* **The problem**
Please output every line of the material as it stands, without the pictures.

-------

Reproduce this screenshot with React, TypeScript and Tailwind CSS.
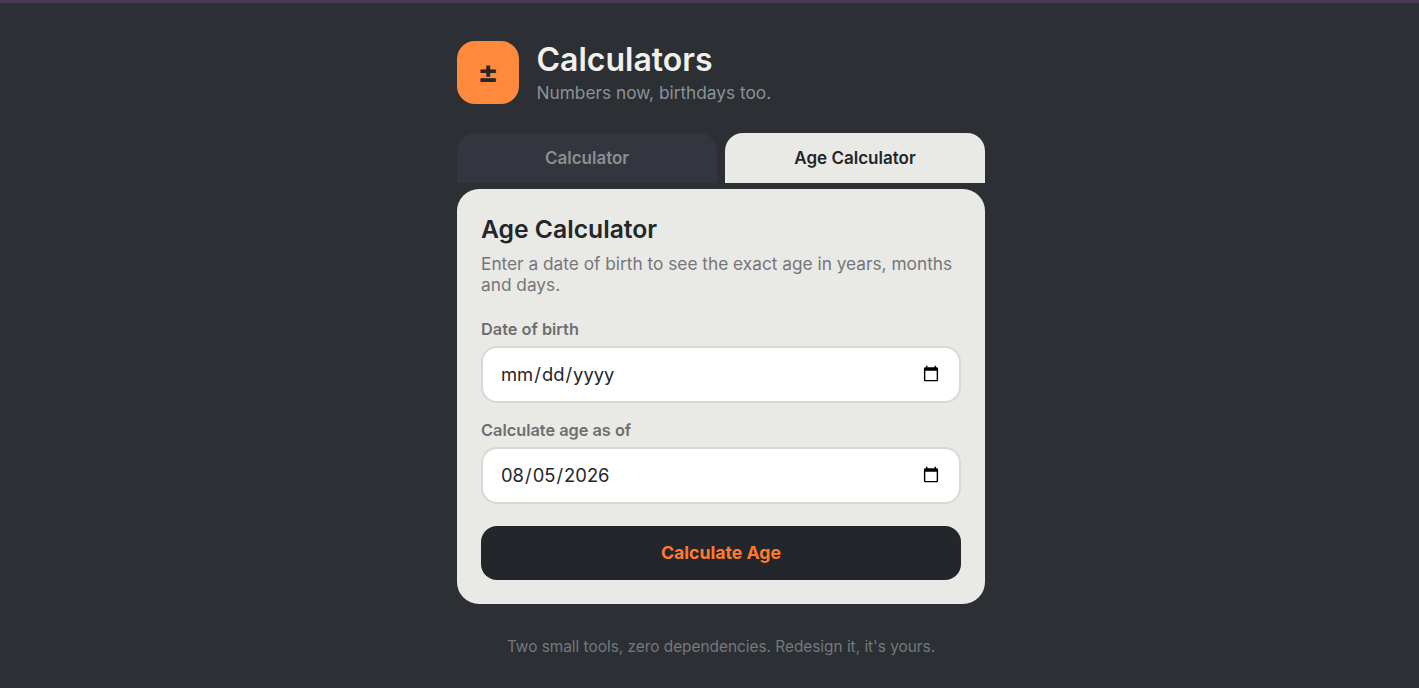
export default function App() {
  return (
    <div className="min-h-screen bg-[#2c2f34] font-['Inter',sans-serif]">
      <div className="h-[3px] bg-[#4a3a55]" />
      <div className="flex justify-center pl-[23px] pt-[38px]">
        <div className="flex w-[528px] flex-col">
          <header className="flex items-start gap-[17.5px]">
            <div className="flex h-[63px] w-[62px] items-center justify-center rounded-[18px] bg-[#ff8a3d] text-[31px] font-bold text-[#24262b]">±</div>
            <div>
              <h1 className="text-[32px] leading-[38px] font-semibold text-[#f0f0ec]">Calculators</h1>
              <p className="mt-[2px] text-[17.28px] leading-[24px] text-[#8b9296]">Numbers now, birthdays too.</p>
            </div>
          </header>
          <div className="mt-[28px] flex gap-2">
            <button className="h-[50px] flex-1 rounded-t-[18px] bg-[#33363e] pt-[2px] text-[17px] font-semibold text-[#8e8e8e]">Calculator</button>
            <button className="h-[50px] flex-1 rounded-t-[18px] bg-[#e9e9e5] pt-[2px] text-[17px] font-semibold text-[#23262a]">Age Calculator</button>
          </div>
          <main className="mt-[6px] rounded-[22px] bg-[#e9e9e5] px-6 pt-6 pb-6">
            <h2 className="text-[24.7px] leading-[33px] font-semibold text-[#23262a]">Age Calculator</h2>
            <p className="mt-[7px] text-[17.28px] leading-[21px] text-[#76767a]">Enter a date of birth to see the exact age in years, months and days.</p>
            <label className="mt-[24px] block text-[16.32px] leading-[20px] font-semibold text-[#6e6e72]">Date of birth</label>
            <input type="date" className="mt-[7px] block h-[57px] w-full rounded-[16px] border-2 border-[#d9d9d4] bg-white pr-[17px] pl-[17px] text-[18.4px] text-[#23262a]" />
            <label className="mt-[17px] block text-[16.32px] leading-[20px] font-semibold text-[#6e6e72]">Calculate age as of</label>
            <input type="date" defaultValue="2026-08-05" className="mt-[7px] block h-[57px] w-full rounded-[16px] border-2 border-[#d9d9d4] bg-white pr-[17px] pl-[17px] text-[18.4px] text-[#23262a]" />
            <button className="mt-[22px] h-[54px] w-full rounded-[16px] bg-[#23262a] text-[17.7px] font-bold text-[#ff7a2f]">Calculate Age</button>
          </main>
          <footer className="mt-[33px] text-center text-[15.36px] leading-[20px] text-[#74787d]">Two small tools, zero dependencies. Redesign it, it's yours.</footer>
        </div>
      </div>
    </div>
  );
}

-------

* **Answer for the task**
Reproduce this screenshot with React, TypeScript and Tailwind CSS.
export default function App() {
  return (
    <div className="min-h-screen bg-[#2c2f34] font-['Inter',sans-serif]">
      <div className="h-[3px] bg-[#4a3a55]" />
      <div className="flex justify-center pl-[23px] pt-[38px]">
        <div className="flex w-[528px] flex-col">
          <header className="flex items-start gap-[17.5px]">
            <div className="flex h-[63px] w-[62px] items-center justify-center rounded-[18px] bg-[#ff8a3d] text-[31px] font-bold text-[#24262b]">±</div>
            <div>
              <h1 className="text-[32px] leading-[38px] font-semibold text-[#f0f0ec]">Calculators</h1>
              <p className="mt-[2px] text-[17.28px] leading-[24px] text-[#8b9296]">Numbers now, birthdays too.</p>
            </div>
          </header>
          <div className="mt-[28px] flex gap-2">
            <button className="h-[50px] flex-1 rounded-t-[18px] bg-[#33363e] pt-[2px] text-[17px] font-semibold text-[#8e8e8e]">Calculator</button>
            <button className="h-[50px] flex-1 rounded-t-[18px] bg-[#e9e9e5] pt-[2px] text-[17px] font-semibold text-[#23262a]">Age Calculator</button>
          </div>
          <main className="mt-[6px] rounded-[22px] bg-[#e9e9e5] px-6 pt-6 pb-6">
            <h2 className="text-[24.7px] leading-[33px] font-semibold text-[#23262a]">Age Calculator</h2>
            <p className="mt-[7px] text-[17.28px] leading-[21px] text-[#76767a]">Enter a date of birth to see the exact age in years, months and days.</p>
            <label className="mt-[24px] block text-[16.32px] leading-[20px] font-semibold text-[#6e6e72]">Date of birth</label>
            <input type="date" className="mt-[7px] block h-[57px] w-full rounded-[16px] border-2 border-[#d9d9d4] bg-white pr-[17px] pl-[17px] text-[18.4px] text-[#23262a]" />
            <label className="mt-[17px] block text-[16.32px] leading-[20px] font-semibold text-[#6e6e72]">Calculate age as of</label>
            <input type="date" defaultValue="2026-08-05" className="mt-[7px] block h-[57px] w-full rounded-[16px] border-2 border-[#d9d9d4] bg-white pr-[17px] pl-[17px] text-[18.4px] text-[#23262a]" />
            <button className="mt-[22px] h-[54px] w-full rounded-[16px] bg-[#23262a] text-[17.7px] font-bold text-[#ff7a2f]">Calculate Age</button>
          </main>
          <footer className="mt-[33px] text-center text-[15.36px] leading-[20px] text-[#74787d]">Two small tools, zero dependencies. Redesign it, it's yours.</footer>
        </div>
      </div>
    </div>
  );
}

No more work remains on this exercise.